Otro BPG del siglo XXI, como Internet, está haciendo que retener el conocimiento dentro de fronteras estatales sea casi imposible. Los costos de transmisión y transacción se han reducido drásticamente y hoy cualquier estudiante con acceso a la red tiene a su disposición igual cantidad de información que un alumno de una buena universidad de país desarrollado. Las organizaciones internacionales, por su parte, son en sí mismas BPG, pues, con todas sus insuficiencias, constituyen foros multinacionales donde se buscan soluciones consensuadas, en lugar de competir entre Estados según la” ley de la selva”. Asimismo, operan en el diseño y adopción de estándares globales y tienden a limitar en parte, la hegemonía irrestricta de las grandes potencias.
La globalización es, pues, un fenómeno que trae consigo buenas y malas noticias.
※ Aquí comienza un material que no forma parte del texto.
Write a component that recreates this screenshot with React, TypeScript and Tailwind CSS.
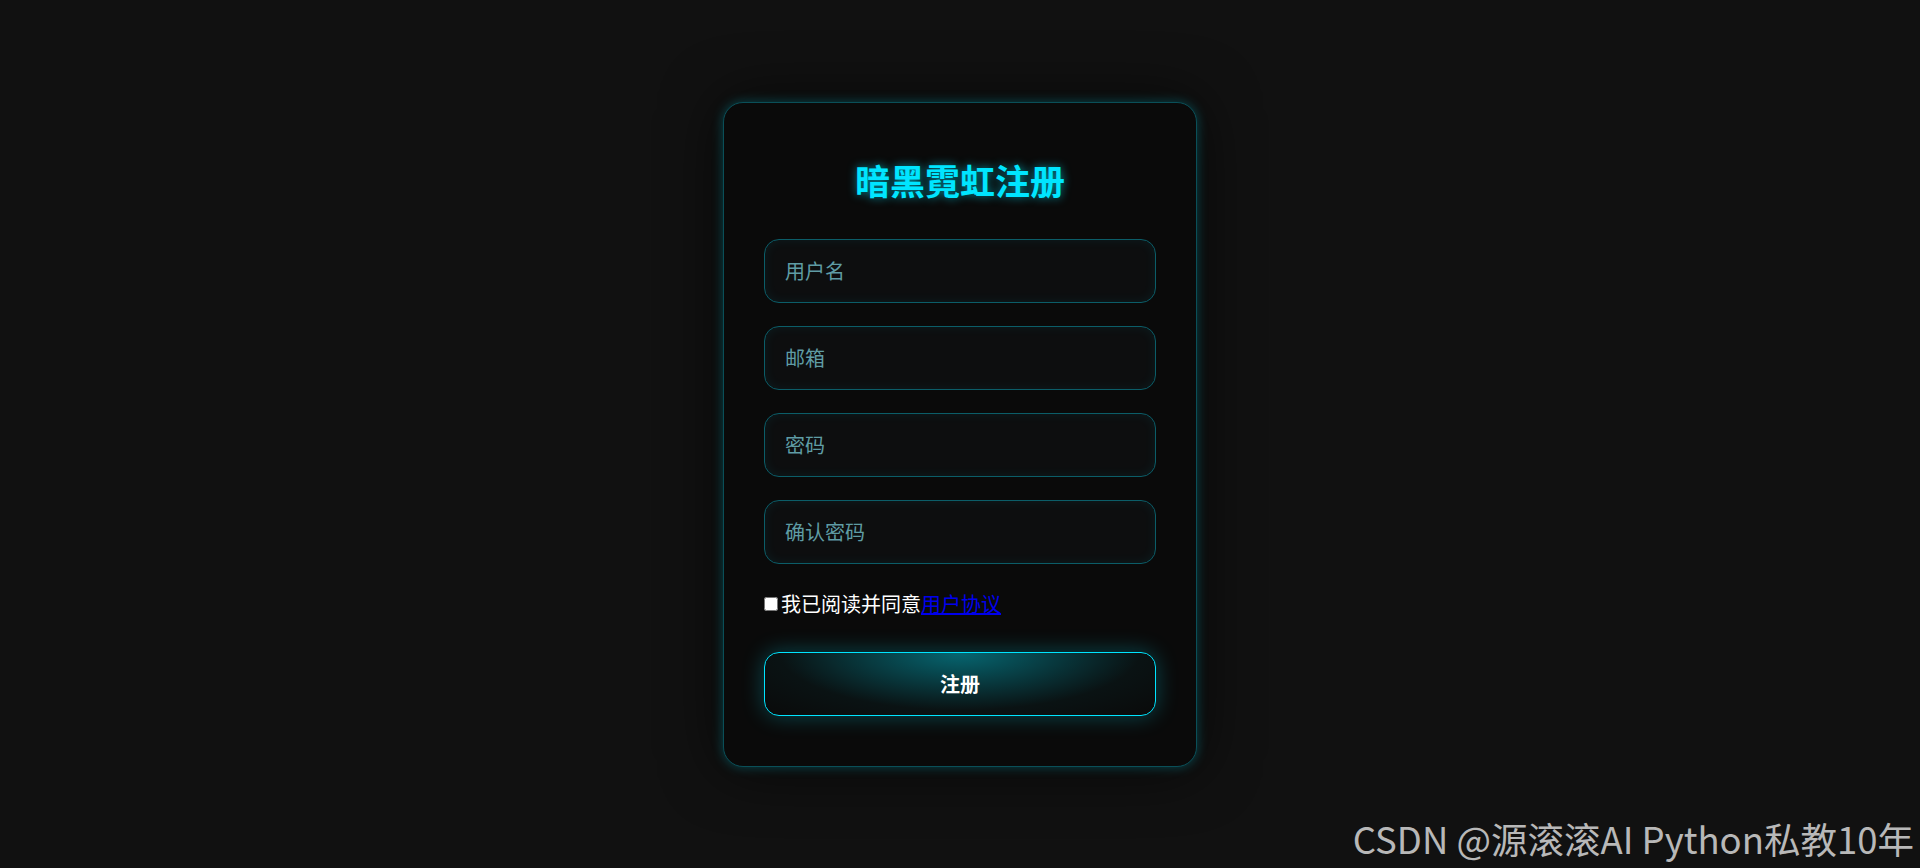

Ciertos bienes públicos naturales, humanos y políticos tienden a internacionalizarse, abaratando los costos de transacción del conocimiento y apoyando así el crecimiento de países más atrasados; mejora la equidad de acceso a adelantos producidos por las naciones más desarrolladas incrementando la productividad media; limita la mera aplicación de fuerza, tanto al interior de las naciones, como entre ellas, a través de la promoción de los DD.HH.; y estimula la cooperación internacional para el desarrollo científico y tecnológico.
Pero al mismo tiempo, circunscribe la soberanía normativa de los Estados, sus posibilidades de gestión económica nacional y de protección ante malas prácticas de grandes transnacionales, y provoca desigualdades sociales que afectan la estabilidad interna de los Estados, cada vez con menos herramientas para enfrentarlas. Chile no escapa de estas tendencias, por lo que, la campaña presidencial en desarrollo, debiera ser una oportunidad para la búsqueda de los nuevos equilibrios que exige la globalización, tanto en el papel del mercado, como asignador de recursos que favorece la libertad de opción, y el del Estado, como principal redistribuidor de bienes públicos y agente político de control de las naturales asimetrías que generan los primeros.